Recorded data
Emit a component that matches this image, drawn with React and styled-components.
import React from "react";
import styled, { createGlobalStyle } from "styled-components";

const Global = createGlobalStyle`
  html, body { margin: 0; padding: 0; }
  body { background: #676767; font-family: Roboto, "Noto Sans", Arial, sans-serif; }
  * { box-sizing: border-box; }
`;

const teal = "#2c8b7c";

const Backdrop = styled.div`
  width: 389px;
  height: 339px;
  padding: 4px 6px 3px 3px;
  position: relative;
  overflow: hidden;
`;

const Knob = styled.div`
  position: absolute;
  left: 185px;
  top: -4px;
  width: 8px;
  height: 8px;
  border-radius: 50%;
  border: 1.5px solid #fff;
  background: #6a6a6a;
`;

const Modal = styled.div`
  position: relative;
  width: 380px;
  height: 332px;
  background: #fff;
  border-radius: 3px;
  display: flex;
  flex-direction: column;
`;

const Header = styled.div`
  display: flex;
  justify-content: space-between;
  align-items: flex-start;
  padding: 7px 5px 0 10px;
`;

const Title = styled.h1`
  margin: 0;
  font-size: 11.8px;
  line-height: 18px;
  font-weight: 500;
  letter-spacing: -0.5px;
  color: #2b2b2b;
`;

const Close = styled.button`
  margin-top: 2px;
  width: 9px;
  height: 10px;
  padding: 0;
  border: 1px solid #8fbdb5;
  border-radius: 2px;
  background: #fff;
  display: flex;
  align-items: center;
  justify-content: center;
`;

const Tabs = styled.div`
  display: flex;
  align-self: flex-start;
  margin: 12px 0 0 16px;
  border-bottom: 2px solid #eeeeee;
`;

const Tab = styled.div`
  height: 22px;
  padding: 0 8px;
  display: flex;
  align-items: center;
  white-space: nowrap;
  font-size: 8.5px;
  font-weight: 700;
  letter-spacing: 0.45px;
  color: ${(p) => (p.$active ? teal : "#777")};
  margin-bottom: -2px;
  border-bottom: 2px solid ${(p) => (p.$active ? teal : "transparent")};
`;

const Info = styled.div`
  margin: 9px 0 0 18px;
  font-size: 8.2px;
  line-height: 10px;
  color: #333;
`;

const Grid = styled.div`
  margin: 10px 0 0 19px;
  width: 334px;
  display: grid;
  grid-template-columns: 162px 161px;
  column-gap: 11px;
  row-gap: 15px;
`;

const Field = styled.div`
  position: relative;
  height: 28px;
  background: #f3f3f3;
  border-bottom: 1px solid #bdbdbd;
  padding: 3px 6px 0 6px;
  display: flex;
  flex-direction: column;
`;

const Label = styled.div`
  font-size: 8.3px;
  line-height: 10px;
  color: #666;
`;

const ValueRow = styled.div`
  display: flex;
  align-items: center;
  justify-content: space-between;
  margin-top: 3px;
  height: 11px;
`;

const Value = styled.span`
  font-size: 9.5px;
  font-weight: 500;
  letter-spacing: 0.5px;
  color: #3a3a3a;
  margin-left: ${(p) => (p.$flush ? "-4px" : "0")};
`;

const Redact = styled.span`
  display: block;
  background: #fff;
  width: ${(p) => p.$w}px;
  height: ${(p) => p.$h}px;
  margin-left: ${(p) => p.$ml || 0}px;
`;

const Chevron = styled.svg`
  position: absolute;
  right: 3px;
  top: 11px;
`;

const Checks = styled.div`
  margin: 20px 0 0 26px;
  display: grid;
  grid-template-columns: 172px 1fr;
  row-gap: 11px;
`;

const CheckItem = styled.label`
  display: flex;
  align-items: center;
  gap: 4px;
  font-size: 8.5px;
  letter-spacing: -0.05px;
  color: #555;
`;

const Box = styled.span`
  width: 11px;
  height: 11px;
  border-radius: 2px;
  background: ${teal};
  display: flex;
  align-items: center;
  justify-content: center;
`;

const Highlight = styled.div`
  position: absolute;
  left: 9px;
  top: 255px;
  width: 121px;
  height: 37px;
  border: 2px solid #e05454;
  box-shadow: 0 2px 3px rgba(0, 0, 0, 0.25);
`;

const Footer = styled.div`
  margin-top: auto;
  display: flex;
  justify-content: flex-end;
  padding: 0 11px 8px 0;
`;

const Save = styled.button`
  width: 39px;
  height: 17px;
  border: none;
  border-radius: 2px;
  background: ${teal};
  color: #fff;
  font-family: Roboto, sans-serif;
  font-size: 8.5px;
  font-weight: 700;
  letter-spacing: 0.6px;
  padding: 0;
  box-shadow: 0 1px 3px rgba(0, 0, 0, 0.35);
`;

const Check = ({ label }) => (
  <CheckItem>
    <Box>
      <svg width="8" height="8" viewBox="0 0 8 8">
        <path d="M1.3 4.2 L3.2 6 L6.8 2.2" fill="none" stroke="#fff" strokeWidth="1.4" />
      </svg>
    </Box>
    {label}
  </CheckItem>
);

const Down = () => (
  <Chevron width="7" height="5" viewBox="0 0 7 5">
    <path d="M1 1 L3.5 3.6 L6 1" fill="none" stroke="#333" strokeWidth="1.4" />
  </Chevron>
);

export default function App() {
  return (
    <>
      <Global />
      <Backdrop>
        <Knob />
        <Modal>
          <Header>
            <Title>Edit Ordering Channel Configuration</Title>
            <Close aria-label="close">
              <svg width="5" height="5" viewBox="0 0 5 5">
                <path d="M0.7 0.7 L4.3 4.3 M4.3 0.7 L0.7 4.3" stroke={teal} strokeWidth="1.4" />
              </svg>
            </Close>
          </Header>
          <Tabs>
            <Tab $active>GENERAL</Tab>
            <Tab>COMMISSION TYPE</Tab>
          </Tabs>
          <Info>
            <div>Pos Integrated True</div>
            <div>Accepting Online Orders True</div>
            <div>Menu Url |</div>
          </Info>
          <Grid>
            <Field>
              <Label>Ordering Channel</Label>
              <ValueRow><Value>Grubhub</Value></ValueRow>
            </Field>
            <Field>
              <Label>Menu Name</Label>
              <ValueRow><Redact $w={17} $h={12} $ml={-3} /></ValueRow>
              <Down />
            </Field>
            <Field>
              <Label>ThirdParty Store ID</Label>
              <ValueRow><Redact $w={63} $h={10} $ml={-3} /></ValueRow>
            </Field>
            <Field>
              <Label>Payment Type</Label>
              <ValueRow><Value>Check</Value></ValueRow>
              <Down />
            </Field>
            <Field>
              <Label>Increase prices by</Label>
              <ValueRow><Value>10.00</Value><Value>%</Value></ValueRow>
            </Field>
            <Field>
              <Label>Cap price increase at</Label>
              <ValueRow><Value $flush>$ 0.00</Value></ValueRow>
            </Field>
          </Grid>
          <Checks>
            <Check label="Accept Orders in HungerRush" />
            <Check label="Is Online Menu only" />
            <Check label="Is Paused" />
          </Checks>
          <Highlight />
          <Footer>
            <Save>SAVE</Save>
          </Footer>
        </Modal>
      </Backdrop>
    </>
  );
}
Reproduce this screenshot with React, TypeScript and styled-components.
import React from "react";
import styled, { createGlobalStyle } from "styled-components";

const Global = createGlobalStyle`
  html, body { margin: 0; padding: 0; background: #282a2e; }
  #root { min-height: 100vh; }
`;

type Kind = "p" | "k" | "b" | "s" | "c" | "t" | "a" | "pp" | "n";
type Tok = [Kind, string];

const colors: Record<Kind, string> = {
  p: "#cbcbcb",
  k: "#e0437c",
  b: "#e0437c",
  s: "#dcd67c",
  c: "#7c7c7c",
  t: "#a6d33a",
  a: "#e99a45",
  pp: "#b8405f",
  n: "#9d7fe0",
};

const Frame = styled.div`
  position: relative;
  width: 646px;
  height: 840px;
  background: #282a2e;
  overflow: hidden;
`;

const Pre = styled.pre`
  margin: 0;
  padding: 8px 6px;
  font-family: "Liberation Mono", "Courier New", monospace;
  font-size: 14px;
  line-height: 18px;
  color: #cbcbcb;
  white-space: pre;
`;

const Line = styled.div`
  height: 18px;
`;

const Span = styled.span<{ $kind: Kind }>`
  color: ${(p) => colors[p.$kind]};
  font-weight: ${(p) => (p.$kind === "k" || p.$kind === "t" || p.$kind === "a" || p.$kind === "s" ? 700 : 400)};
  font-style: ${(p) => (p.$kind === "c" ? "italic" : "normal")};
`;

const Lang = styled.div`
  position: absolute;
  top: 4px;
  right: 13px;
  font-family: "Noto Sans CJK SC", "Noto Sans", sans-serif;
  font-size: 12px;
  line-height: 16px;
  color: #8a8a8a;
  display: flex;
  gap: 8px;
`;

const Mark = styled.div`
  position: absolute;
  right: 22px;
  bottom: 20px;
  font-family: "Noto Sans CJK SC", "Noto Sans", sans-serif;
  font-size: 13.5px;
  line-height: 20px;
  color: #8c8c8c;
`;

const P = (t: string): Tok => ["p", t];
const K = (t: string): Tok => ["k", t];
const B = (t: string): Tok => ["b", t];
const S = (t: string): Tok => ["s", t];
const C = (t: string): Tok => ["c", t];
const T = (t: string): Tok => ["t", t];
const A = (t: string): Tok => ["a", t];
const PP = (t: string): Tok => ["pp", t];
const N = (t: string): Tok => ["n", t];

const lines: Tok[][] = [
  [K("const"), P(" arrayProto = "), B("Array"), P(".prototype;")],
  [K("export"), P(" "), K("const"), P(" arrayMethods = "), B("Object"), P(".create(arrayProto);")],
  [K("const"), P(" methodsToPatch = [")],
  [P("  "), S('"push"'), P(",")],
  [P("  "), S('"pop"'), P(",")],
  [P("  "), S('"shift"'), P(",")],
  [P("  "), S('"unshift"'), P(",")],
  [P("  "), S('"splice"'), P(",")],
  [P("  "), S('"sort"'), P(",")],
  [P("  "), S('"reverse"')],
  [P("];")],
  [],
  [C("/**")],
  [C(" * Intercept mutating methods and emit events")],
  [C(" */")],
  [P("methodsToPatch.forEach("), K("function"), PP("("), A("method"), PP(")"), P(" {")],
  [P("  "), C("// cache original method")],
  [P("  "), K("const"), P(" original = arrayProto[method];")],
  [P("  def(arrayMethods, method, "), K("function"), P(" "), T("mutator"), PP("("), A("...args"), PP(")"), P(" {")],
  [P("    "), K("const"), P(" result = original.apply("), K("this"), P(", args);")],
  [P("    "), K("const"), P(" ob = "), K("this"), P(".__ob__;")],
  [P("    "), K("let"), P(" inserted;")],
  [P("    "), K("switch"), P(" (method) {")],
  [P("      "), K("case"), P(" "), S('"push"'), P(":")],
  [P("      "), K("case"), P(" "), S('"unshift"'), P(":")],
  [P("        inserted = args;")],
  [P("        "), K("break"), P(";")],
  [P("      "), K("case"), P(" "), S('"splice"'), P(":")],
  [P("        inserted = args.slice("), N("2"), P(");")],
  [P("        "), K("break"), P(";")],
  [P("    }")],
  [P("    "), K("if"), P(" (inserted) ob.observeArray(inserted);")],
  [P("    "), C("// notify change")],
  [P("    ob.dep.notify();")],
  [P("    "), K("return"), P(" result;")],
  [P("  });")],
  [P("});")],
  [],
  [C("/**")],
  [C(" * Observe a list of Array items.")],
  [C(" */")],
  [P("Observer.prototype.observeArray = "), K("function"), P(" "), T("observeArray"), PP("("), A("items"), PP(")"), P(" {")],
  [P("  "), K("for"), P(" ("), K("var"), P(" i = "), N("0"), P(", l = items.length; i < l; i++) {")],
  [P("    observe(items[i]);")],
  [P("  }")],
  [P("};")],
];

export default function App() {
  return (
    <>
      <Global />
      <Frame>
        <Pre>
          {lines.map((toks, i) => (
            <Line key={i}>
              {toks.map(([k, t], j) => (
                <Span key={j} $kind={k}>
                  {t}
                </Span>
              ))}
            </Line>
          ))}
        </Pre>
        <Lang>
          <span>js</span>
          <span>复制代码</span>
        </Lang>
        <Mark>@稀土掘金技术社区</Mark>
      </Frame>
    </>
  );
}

*What you are asked to do*.
Look above for the line containing "Reproduce this screenshot". Output from there through the line containing "const N = (t: string): Tok", exactly and inclusively.

*Exercise output*.
Reproduce this screenshot with React, TypeScript and styled-components.
import React from "react";
import styled, { createGlobalStyle } from "styled-components";

const Global = createGlobalStyle`
  html, body { margin: 0; padding: 0; background: #282a2e; }
  #root { min-height: 100vh; }
`;

type Kind = "p" | "k" | "b" | "s" | "c" | "t" | "a" | "pp" | "n";
type Tok = [Kind, string];

const colors: Record<Kind, string> = {
  p: "#cbcbcb",
  k: "#e0437c",
  b: "#e0437c",
  s: "#dcd67c",
  c: "#7c7c7c",
  t: "#a6d33a",
  a: "#e99a45",
  pp: "#b8405f",
  n: "#9d7fe0",
};

const Frame = styled.div`
  position: relative;
  width: 646px;
  height: 840px;
  background: #282a2e;
  overflow: hidden;
`;

const Pre = styled.pre`
  margin: 0;
  padding: 8px 6px;
  font-family: "Liberation Mono", "Courier New", monospace;
  font-size: 14px;
  line-height: 18px;
  color: #cbcbcb;
  white-space: pre;
`;

const Line = styled.div`
  height: 18px;
`;

const Span = styled.span<{ $kind: Kind }>`
  color: ${(p) => colors[p.$kind]};
  font-weight: ${(p) => (p.$kind === "k" || p.$kind === "t" || p.$kind === "a" || p.$kind === "s" ? 700 : 400)};
  font-style: ${(p) => (p.$kind === "c" ? "italic" : "normal")};
`;

const Lang = styled.div`
  position: absolute;
  top: 4px;
  right: 13px;
  font-family: "Noto Sans CJK SC", "Noto Sans", sans-serif;
  font-size: 12px;
  line-height: 16px;
  color: #8a8a8a;
  display: flex;
  gap: 8px;
`;

const Mark = styled.div`
  position: absolute;
  right: 22px;
  bottom: 20px;
  font-family: "Noto Sans CJK SC", "Noto Sans", sans-serif;
  font-size: 13.5px;
  line-height: 20px;
  color: #8c8c8c;
`;

const P = (t: string): Tok => ["p", t];
const K = (t: string): Tok => ["k", t];
const B = (t: string): Tok => ["b", t];
const S = (t: string): Tok => ["s", t];
const C = (t: string): Tok => ["c", t];
const T = (t: string): Tok => ["t", t];
const A = (t: string): Tok => ["a", t];
const PP = (t: string): Tok => ["pp", t];
const N = (t: string): Tok => ["n", t];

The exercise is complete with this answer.